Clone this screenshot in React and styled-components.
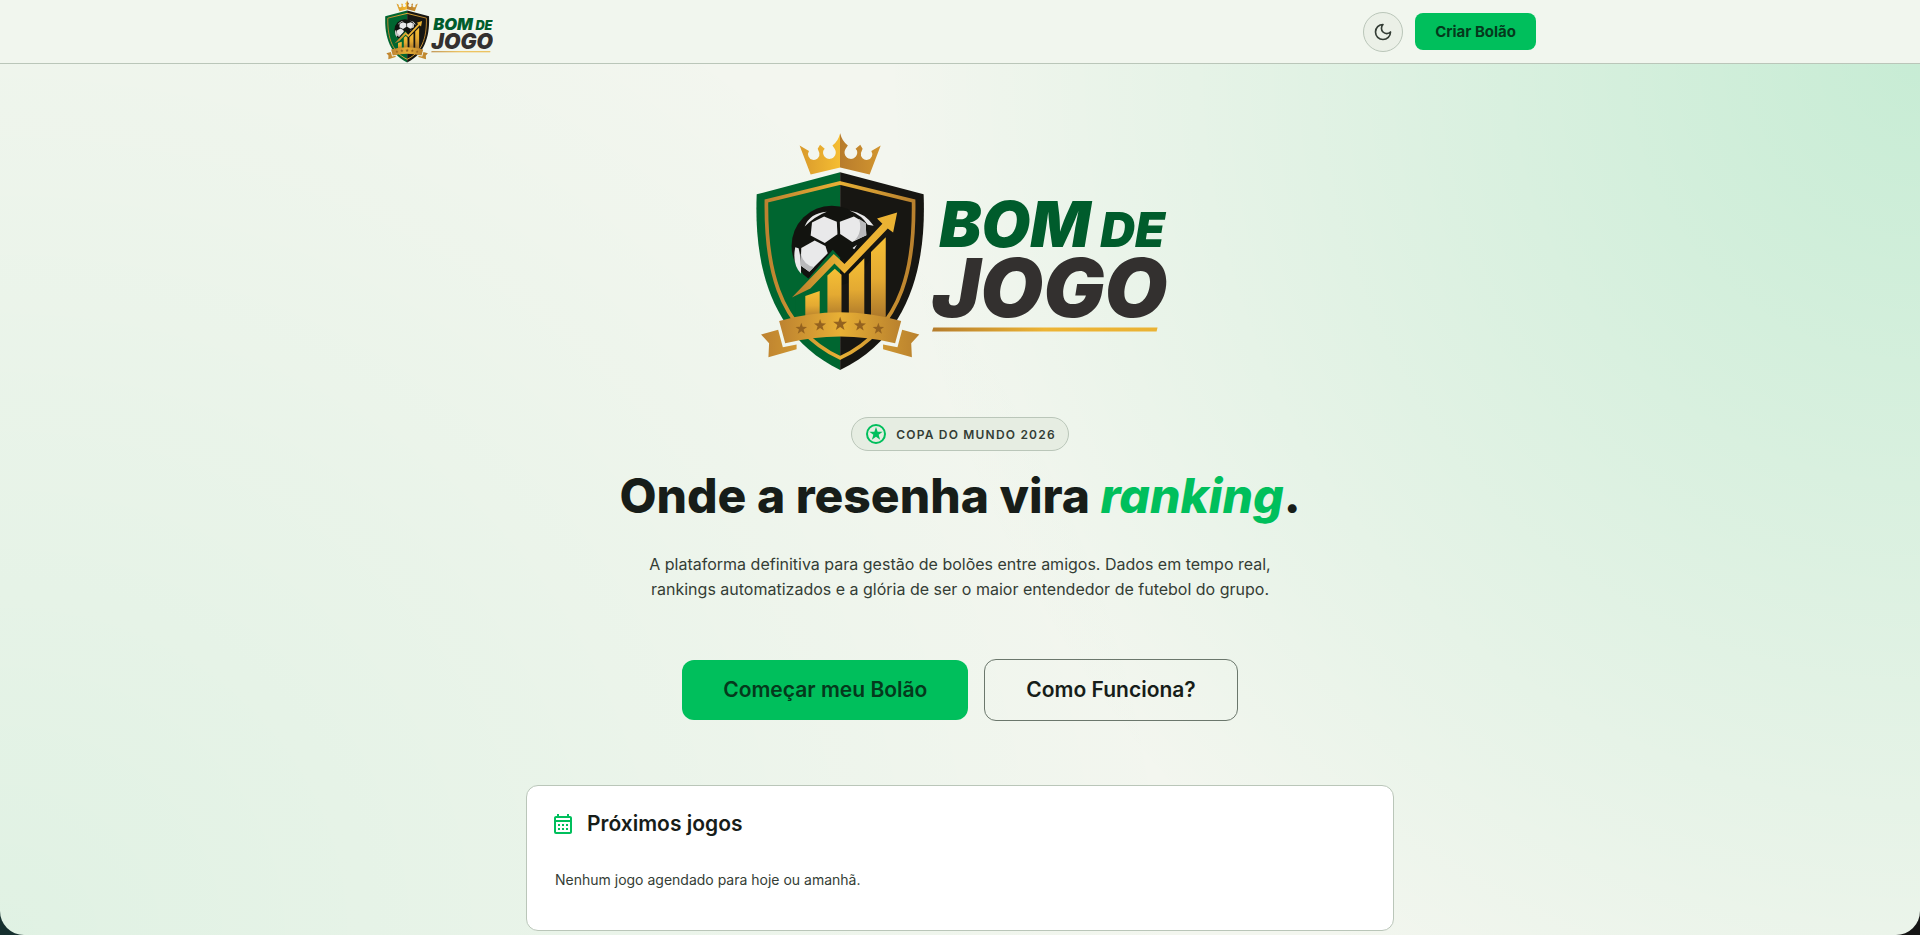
import { useId } from "react";
import styled, { createGlobalStyle } from "styled-components";
import { MdOutlineCalendarMonth } from "react-icons/md";

const colors = {
  green: "#00bf5c",
  onGreen: "#05391c",
  ink: "#171d19",
  body: "#343d35",
  border: "#bac6b9",
  surface: "#f1f6ee",
};

const GlobalStyle = createGlobalStyle`
  * {
    box-sizing: border-box;
  }

  body {
    margin: 0;
    background: linear-gradient(90deg, #16302f, #151515);
    color: ${colors.ink};
    font-family: Inter, "Liberation Sans", sans-serif;
  }

  h1, h2, p {
    margin: 0;
  }
`;

const Page = styled.div`
  min-height: 100vh;
  border-radius: 0 0 24px 24px;
  overflow: hidden;
  background:
    radial-gradient(ellipse 54% 115% at 100% 6%, rgba(0, 191, 92, 0.18), transparent),
    radial-gradient(ellipse 62% 120% at 0% 100%, rgba(0, 191, 92, 0.08), transparent),
    #f3f6ef;
`;

const Header = styled.header`
  background: ${colors.surface};
  border-bottom: 1px solid ${colors.border};
`;

const HeaderInner = styled.div`
  display: flex;
  align-items: center;
  justify-content: space-between;
  max-width: 1200px;
  margin: 0 auto;
  padding: 0 24px;
`;

const LogoLink = styled.a`
  display: flex;
`;

const LogoSvg = styled.svg`
  display: block;
  height: ${(props) => props.$height}px;
`;

const Actions = styled.div`
  display: flex;
  align-items: center;
  gap: 12px;
`;

const ThemeToggle = styled.button`
  display: grid;
  place-items: center;
  width: 40px;
  height: 40px;
  padding: 0;
  border: 1px solid ${colors.border};
  border-radius: 50%;
  background: #ebf0e7;
  color: ${colors.body};
  cursor: pointer;
`;

const Button = styled.button`
  padding: ${(props) => (props.$small ? "10px 20px" : "18px 41px")};
  border: ${(props) => (props.$outline ? "1px solid #6b776c" : "0")};
  border-radius: ${(props) => (props.$small ? 8 : 12)}px;
  background: ${(props) => (props.$outline ? "transparent" : colors.green)};
  color: ${(props) => (props.$outline ? colors.ink : colors.onGreen)};
  font-family: inherit;
  font-size: ${(props) => (props.$small ? 15 : 21)}px;
  font-weight: ${(props) => (props.$small ? 700 : 600)};
  line-height: ${(props) => (props.$small ? 17 : 24)}px;
  cursor: pointer;
`;

const Main = styled.main`
  display: flex;
  flex-direction: column;
  align-items: center;
  padding: 68px 24px 4px;
`;

const Badge = styled.div`
  display: flex;
  align-items: center;
  gap: 8px;
  height: 34px;
  margin-top: 45px;
  padding: 0 12px;
  border: 1px solid ${colors.border};
  border-radius: 17px;
  background: #e6ede2;
  color: ${colors.body};
  font-size: 12px;
  font-weight: 600;
  letter-spacing: 0.1em;

  svg {
    color: ${colors.green};
  }
`;

const Title = styled.h1`
  margin-top: 17px;
  font-size: 48px;
  font-weight: 800;
  line-height: 56px;
  text-align: center;

  em {
    color: ${colors.green};
  }
`;

const Lead = styled.p`
  max-width: 672px;
  margin-top: 28px;
  color: ${colors.body};
  font-size: 16px;
  line-height: 25px;
  text-align: center;
`;

const ButtonRow = styled.div`
  display: flex;
  align-items: center;
  gap: 16px;
  margin-top: 57px;
`;

const Card = styled.section`
  width: 100%;
  max-width: 868px;
  margin-top: 64px;
  padding: 24px;
  border: 1px solid ${colors.border};
  border-radius: 12px;
  background: #fff;
`;

const CardHeader = styled.div`
  display: flex;
  align-items: center;
  gap: 12px;

  svg {
    color: ${colors.green};
  }
`;

const CardTitle = styled.h2`
  font-size: 21px;
  font-weight: 600;
  line-height: 28px;
`;

const CardText = styled.p`
  padding: 32px 4px 16px;
  color: ${colors.body};
  font-size: 14px;
  line-height: 20px;
`;

const stars = [
  [188, 625, 18],
  [244, 615, 19],
  [304, 611, 22],
  [363, 615, 19],
  [418, 625, 18],
];

const starPoints = (cx, cy, r) => {
  const points = [];
  for (let i = 0; i < 10; i++) {
    const radius = i % 2 ? r * 0.4 : r;
    const angle = (Math.PI / 5) * i - Math.PI / 2;
    points.push(`${cx + radius * Math.cos(angle)},${cy + radius * Math.sin(angle)}`);
  }
  return points.join(" ");
};

const Logo = ({ height }) => {
  const id = useId();
  const gold = `url(#${id}gold)`;
  const half = `url(#${id}half)`;
  const bar = `url(#${id}bar)`;
  const shine = `url(#${id}shine)`;
  return (
    <LogoSvg $height={height} viewBox="41 38 1240 716" role="img" aria-label="Bom de Jogo">
      <defs>
        <linearGradient id={`${id}gold`}>
          <stop offset="0" stopColor="#bd8230" />
          <stop offset="0.5" stopColor="#e8b035" />
          <stop offset="1" stopColor="#b9812e" />
        </linearGradient>
        <linearGradient id={`${id}half`}>
          <stop offset="0" stopColor="#d99a2c" />
          <stop offset="0.5" stopColor="#f5bd32" />
          <stop offset="0.5" stopColor="#b87c2c" />
          <stop offset="1" stopColor="#d2952f" />
        </linearGradient>
        <linearGradient id={`${id}bar`} x2="0" y2="1">
          <stop offset="0" stopColor="#f6c035" />
          <stop offset="0.5" stopColor="#e4aa32" />
          <stop offset="1" stopColor="#a8742a" />
        </linearGradient>
        <linearGradient id={`${id}shine`}>
          <stop offset="0" stopColor="#b57c2c" />
          <stop offset="0.5" stopColor="#edb434" />
          <stop offset="1" stopColor="#eab233" />
        </linearGradient>
      </defs>

      {/* crown */}
      <path
        fill={half}
        d="M216 165 183 78 211 95A17 17 0 1 0 242 101L237 88 244 76 258 88 254 93A19 19 0 1 0 288 89L281 78Q298 67 304 42Q310 67 327 78L320 89A19 19 0 1 0 354 93L350 88 364 76 371 88 366 101A17 17 0 1 0 397 95L425 78 392 165 304 144Z"
      />

      {/* shield */}
      <path fill="#006630" d="M304 158 55 224C48 400 78 640 304 748Z" />
      <path fill="#171612" d="M304 158 553 224C560 400 530 640 304 748Z" />
      <path
        fill="none"
        stroke={gold}
        strokeWidth="11"
        d="M304 190 523 244C526 420 500 620 304 712C108 620 82 420 84 244Z"
      />

      {/* ball */}
      <circle cx="279" cy="378" r="120" fill="#12130f" />
      <g fill="#e9e9ea">
        <path d="M220 308 256 290 294 306 296 343 258 369 216 347Z" />
        <path d="M303 306 345 290 380 310 382 346 340 366 304 342Z" />
        <path d="M188 384 228 362 260 378 267 400 212 455 186 436Z" />
        <path d="M198 320Q214 280 264 276Q230 289 198 320Z" />
        <path d="M332 272Q380 280 404 318L386 315Q370 287 332 272Z" />
        <path d="M170 382Q160 432 187 461Q189 420 180 385Z" />
        <path d="M341 384 354 374 346 388Z" />
      </g>
      <path
        fill="#b9b9bb"
        d="M360 297 380 310 382 346 348 361Q372 335 360 297ZM186 400Q195 435 226 441L212 455 186 436Z"
      />
      <path fill="#006630" d="M172 520 282 389 304 413V600H172Z" />

      {/* growth bars and arrow */}
      <g fill={bar}>
        <path d="M200 527 243 512V600H200Z" />
        <path d="M266 466 288 446 308 464V600H266Z" />
        <path d="M330 462 376 415V600H330Z" />
        <path d="M396 396 440 352V600H396Z" />
      </g>
      <path
        fill={shine}
        d="M160 532 285 402 317 432 430 312 414 296 474 278 462 338 446 326 317 460 287 430 215 505Z"
      />

      {/* ribbon */}
      <path
        fill={gold}
        d="M119 628 68 642 92 668 90 710 174 686V672L133 680ZM489 628 540 642 516 668 518 710 432 686V672L475 680Z"
      />
      <path fill={gold} d="M122 602Q304 550 486 602L468 668Q304 628 140 668Z" />
      {stars.map(([cx, cy, r]) => (
        <polygon key={cx} fill="#94621f" points={starPoints(cx, cy, r)} />
      ))}

      {/* wordmark */}
      <text fontFamily="Inter, sans-serif" fontWeight="900" fontStyle="italic" fill="#005c2c">
        <tspan x="600" y="380" fontSize="188">
          BOM
        </tspan>
        <tspan x="1080" y="380" fontSize="144">
          DE
        </tspan>
        <tspan x="578" y="591" fontSize="242" fill="#33302f">
          JOGO
        </tspan>
      </text>
      <path fill={shine} d="M582 621H1251L1248 633H578Z" />
    </LogoSvg>
  );
};

const StarBadgeIcon = () => (
  <svg width="24" height="24" viewBox="0 0 24 24" aria-hidden="true">
    <circle cx="12" cy="12" r="9" fill="none" stroke="currentColor" strokeWidth="2" />
    <polygon fill="currentColor" points={starPoints(12, 12, 7)} />
  </svg>
);

const MoonIcon = () => (
  <svg
    width="20"
    height="20"
    viewBox="0 0 24 24"
    fill="none"
    stroke="currentColor"
    strokeWidth="2"
    strokeLinecap="round"
    strokeLinejoin="round"
    aria-hidden="true"
  >
    <path d="M12 3a6 6 0 0 0 9 9 9 9 0 1 1-9-9Z" />
  </svg>
);

const App = () => {
  return (
    <Page>
      <GlobalStyle />
      <Header>
        <HeaderInner>
          <LogoLink href="/">
            <Logo height={63} />
          </LogoLink>
          <Actions>
            <ThemeToggle type="button" aria-label="Alternar tema">
              <MoonIcon />
            </ThemeToggle>
            <Button type="button" $small>
              Criar Bolão
            </Button>
          </Actions>
        </HeaderInner>
      </Header>
      <Main>
        <Logo height={240} />
        <Badge>
          <StarBadgeIcon />
          COPA DO MUNDO 2026
        </Badge>
        <Title>
          Onde a resenha vira <em>ranking</em>.
        </Title>
        <Lead>
          A plataforma definitiva para gestão de bolões entre amigos. Dados em tempo real,
          rankings automatizados e a glória de ser o maior entendedor de futebol do grupo.
        </Lead>
        <ButtonRow>
          <Button type="button">Começar meu Bolão</Button>
          <Button type="button" $outline>
            Como Funciona?
          </Button>
        </ButtonRow>
        <Card>
          <CardHeader>
            <MdOutlineCalendarMonth size={24} />
            <CardTitle>Próximos jogos</CardTitle>
          </CardHeader>
          <CardText>Nenhum jogo agendado para hoje ou amanhã.</CardText>
        </Card>
      </Main>
    </Page>
  );
};

export default App;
================================
### WORK REQUIRED
Show the lines of the material that contain the word "components".

### SOLUTION TO THE EXERCISE
Clone this screenshot in React and styled-components.
import styled, { createGlobalStyle } from "styled-components";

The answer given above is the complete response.